DATA FOR THIS TASK:

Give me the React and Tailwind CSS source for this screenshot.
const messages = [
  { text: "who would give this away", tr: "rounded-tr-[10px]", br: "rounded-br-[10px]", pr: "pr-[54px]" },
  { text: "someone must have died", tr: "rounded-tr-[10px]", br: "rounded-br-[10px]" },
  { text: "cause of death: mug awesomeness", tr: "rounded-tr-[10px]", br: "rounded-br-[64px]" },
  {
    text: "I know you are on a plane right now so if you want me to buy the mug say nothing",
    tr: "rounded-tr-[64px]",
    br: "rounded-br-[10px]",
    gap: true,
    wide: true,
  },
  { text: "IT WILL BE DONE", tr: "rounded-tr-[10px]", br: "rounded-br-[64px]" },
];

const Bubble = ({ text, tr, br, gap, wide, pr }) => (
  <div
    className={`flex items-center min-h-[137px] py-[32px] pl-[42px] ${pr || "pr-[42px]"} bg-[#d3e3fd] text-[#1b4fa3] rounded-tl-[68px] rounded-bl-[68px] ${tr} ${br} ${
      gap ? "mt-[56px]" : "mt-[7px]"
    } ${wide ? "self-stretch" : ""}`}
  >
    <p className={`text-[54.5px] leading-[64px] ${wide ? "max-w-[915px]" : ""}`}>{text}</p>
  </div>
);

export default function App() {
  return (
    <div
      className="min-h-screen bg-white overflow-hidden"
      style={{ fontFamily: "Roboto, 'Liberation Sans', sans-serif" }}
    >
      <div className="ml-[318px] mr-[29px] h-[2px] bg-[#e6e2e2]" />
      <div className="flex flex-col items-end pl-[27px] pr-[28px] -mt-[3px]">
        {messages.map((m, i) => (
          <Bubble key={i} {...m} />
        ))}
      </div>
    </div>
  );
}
---
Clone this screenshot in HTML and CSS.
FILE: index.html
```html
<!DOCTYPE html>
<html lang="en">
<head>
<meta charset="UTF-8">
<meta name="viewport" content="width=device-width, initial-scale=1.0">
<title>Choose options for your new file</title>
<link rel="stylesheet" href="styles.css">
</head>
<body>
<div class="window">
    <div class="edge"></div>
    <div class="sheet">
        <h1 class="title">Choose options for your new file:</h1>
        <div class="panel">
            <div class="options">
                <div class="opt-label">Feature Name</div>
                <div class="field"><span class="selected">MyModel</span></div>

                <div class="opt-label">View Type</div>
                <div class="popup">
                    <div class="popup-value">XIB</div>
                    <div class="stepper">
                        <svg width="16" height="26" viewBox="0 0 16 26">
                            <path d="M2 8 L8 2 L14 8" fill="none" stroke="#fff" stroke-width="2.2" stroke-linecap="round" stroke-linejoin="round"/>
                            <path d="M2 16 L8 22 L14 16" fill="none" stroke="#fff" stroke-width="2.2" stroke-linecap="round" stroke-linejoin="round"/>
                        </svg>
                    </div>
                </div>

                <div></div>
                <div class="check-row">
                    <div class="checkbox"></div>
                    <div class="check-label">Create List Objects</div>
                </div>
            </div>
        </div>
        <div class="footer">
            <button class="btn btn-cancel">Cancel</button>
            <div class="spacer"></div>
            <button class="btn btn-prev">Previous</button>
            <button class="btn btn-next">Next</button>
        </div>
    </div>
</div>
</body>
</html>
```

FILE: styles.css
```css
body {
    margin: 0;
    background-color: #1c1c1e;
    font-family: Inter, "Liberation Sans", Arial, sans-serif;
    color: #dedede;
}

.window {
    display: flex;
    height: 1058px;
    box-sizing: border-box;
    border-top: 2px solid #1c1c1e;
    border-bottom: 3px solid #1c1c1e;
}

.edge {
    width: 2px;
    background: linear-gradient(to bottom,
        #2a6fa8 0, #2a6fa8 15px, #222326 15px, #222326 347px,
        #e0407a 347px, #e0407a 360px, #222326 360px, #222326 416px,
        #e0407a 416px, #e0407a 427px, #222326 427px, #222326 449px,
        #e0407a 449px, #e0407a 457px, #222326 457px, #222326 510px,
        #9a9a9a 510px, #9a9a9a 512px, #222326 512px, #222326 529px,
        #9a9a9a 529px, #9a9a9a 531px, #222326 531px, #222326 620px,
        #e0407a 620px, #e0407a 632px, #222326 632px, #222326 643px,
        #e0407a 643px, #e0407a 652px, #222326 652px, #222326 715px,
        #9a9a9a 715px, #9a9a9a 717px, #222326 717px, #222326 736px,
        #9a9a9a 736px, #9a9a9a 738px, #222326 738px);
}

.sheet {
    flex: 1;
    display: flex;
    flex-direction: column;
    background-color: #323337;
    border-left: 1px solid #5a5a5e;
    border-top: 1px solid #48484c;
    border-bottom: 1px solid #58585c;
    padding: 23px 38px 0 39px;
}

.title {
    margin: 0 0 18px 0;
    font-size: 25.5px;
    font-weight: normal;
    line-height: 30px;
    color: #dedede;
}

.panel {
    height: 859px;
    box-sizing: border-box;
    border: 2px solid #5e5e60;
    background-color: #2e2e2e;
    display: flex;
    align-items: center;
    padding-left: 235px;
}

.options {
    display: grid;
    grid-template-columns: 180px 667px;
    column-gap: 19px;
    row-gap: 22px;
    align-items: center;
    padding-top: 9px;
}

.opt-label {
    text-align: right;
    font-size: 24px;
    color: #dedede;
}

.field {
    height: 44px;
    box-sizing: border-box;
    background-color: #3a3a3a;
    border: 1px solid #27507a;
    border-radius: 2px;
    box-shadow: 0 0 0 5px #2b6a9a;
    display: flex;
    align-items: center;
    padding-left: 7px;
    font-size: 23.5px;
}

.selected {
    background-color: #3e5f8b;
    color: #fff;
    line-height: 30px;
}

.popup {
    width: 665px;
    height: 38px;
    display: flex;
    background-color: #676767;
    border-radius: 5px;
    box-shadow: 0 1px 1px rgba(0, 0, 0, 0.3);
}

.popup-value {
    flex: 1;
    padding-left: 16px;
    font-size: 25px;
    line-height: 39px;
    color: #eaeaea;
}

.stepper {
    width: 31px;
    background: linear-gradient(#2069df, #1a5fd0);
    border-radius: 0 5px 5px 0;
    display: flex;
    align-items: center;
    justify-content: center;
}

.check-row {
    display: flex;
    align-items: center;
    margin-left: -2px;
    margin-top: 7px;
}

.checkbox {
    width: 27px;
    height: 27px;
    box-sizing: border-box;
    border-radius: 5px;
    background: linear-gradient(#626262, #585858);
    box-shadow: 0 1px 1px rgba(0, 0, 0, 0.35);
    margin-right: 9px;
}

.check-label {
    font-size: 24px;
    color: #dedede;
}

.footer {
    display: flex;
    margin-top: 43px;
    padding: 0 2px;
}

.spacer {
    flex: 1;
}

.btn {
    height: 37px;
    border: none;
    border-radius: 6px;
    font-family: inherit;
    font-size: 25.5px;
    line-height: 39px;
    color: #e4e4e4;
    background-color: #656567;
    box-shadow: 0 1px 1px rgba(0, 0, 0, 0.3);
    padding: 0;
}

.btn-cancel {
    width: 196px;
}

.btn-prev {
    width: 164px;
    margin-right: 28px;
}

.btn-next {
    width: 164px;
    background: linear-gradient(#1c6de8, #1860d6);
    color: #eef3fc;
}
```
---
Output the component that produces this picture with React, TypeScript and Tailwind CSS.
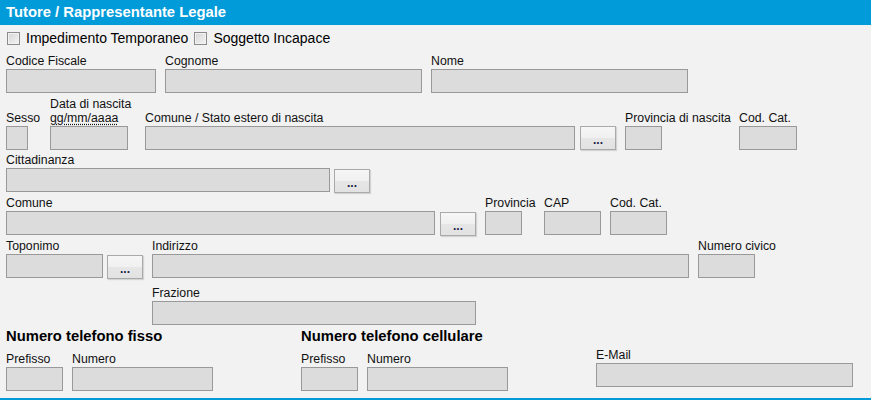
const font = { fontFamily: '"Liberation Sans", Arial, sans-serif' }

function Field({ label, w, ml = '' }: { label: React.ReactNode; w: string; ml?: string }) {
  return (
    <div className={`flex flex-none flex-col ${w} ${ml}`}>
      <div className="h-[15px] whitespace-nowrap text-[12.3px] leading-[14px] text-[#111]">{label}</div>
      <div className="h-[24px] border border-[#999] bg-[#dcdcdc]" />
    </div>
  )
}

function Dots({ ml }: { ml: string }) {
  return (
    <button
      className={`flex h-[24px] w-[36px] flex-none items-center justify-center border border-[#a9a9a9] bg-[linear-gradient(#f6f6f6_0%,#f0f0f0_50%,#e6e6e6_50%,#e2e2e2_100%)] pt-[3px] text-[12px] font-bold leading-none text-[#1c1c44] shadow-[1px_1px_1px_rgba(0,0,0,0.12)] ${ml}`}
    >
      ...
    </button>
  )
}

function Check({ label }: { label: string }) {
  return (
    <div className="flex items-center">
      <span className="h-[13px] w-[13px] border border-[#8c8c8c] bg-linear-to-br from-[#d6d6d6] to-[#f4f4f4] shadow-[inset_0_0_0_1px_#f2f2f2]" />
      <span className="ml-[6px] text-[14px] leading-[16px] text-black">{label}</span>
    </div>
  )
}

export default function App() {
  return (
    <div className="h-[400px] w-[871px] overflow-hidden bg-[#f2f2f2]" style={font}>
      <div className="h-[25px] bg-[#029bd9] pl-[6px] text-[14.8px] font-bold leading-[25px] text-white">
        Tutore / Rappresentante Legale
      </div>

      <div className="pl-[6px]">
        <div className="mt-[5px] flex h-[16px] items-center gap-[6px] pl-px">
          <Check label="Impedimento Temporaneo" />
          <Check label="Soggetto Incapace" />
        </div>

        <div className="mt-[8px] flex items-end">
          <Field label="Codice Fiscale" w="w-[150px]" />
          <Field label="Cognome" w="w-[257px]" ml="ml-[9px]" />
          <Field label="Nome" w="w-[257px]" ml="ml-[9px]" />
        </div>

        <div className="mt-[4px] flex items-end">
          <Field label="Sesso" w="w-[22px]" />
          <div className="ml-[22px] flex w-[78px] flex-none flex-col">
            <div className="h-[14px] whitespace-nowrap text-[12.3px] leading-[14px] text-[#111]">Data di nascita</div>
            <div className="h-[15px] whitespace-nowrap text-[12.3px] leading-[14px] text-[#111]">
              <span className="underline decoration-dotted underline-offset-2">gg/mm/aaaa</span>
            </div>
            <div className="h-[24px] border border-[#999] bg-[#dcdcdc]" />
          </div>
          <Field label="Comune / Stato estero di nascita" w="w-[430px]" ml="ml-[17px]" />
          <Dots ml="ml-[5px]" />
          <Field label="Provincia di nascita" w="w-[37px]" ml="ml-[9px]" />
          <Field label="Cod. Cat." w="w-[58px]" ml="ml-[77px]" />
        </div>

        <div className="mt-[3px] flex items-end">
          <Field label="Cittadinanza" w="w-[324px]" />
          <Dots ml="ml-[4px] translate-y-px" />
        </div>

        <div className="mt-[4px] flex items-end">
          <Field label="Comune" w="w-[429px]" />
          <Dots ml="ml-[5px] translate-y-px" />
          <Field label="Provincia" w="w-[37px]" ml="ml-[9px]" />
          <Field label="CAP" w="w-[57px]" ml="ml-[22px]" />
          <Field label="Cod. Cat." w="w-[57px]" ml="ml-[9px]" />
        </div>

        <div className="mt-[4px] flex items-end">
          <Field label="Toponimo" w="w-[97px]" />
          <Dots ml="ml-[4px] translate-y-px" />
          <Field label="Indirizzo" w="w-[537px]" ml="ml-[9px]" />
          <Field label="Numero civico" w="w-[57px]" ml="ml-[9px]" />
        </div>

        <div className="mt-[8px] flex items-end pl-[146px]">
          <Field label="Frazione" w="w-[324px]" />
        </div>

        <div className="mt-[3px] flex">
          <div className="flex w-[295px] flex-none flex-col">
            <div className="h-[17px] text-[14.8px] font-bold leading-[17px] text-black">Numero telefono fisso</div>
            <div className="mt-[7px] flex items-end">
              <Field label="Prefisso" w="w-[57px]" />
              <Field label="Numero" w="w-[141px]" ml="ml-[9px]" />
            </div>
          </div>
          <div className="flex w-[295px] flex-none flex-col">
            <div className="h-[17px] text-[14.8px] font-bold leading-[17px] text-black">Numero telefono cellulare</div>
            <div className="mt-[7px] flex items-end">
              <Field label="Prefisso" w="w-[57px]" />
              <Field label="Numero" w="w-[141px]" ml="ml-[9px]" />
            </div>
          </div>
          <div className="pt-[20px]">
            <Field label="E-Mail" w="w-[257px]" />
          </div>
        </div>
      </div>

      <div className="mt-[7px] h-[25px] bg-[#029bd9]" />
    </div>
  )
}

PROBLEM STATEMENT: Pick out and copy the lines of the entries that hold the string "Tailwind".

WRITTEN SOLUTION:
Give me the React and Tailwind CSS source for this screenshot.
Output the component that produces this picture with React, TypeScript and Tailwind CSS.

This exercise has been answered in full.